## Given problem
Return the material word for word. Do not include the pictures.

------------------------

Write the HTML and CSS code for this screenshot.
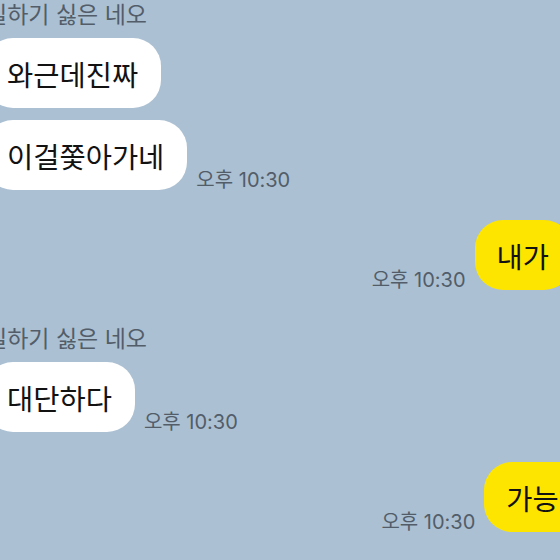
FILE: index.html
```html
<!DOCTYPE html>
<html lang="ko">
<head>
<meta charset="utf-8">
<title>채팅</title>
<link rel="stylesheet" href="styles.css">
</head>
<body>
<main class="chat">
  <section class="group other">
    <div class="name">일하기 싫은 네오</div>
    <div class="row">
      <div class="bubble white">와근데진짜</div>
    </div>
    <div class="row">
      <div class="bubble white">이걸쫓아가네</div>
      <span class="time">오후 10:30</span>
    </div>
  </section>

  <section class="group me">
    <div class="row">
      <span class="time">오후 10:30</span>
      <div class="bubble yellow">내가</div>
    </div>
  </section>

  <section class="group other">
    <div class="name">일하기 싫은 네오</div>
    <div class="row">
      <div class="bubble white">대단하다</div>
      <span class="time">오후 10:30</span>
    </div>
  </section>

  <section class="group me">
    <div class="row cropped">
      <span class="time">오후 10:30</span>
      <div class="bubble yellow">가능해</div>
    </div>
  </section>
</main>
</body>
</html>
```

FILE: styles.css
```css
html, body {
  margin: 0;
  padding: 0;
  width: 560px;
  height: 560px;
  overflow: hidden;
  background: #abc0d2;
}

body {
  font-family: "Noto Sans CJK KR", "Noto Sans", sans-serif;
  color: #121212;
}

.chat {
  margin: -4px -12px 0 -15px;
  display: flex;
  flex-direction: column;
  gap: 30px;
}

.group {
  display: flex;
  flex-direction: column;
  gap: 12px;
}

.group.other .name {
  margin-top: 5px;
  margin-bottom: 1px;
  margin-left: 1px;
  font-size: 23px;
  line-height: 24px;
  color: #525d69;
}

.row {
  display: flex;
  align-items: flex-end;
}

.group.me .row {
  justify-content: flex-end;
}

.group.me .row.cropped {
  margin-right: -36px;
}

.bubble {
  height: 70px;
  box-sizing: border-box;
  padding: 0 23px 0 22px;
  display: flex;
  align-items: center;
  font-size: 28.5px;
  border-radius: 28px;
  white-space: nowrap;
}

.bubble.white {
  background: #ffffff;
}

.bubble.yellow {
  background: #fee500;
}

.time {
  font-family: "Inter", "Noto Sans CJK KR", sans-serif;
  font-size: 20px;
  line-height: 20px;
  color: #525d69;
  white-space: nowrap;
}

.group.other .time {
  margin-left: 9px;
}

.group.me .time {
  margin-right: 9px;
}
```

------------------------

## Output
Write the HTML and CSS code for this screenshot.
FILE: index.html
```html
<!DOCTYPE html>
<html lang="ko">
<head>
<meta charset="utf-8">
<title>채팅</title>
<link rel="stylesheet" href="styles.css">
</head>
<body>
<main class="chat">
  <section class="group other">
    <div class="name">일하기 싫은 네오</div>
    <div class="row">
      <div class="bubble white">와근데진짜</div>
    </div>
    <div class="row">
      <div class="bubble white">이걸쫓아가네</div>
      <span class="time">오후 10:30</span>
    </div>
  </section>

  <section class="group me">
    <div class="row">
      <span class="time">오후 10:30</span>
      <div class="bubble yellow">내가</div>
    </div>
  </section>

  <section class="group other">
    <div class="name">일하기 싫은 네오</div>
    <div class="row">
      <div class="bubble white">대단하다</div>
      <span class="time">오후 10:30</span>
    </div>
  </section>

  <section class="group me">
    <div class="row cropped">
      <span class="time">오후 10:30</span>
      <div class="bubble yellow">가능해</div>
    </div>
  </section>
</main>
</body>
</html>
```

FILE: styles.css
```css
html, body {
  margin: 0;
  padding: 0;
  width: 560px;
  height: 560px;
  overflow: hidden;
  background: #abc0d2;
}

body {
  font-family: "Noto Sans CJK KR", "Noto Sans", sans-serif;
  color: #121212;
}

.chat {
  margin: -4px -12px 0 -15px;
  display: flex;
  flex-direction: column;
  gap: 30px;
}

.group {
  display: flex;
  flex-direction: column;
  gap: 12px;
}

.group.other .name {
  margin-top: 5px;
  margin-bottom: 1px;
  margin-left: 1px;
  font-size: 23px;
  line-height: 24px;
  color: #525d69;
}

.row {
  display: flex;
  align-items: flex-end;
}

.group.me .row {
  justify-content: flex-end;
}

.group.me .row.cropped {
  margin-right: -36px;
}

.bubble {
  height: 70px;
  box-sizing: border-box;
  padding: 0 23px 0 22px;
  display: flex;
  align-items: center;
  font-size: 28.5px;
  border-radius: 28px;
  white-space: nowrap;
}

.bubble.white {
  background: #ffffff;
}

.bubble.yellow {
  background: #fee500;
}

.time {
  font-family: "Inter", "Noto Sans CJK KR", sans-serif;
  font-size: 20px;
  line-height: 20px;
  color: #525d69;
  white-space: nowrap;
}

.group.other .time {
  margin-left: 9px;
}

.group.me .time {
  margin-right: 9px;
}
```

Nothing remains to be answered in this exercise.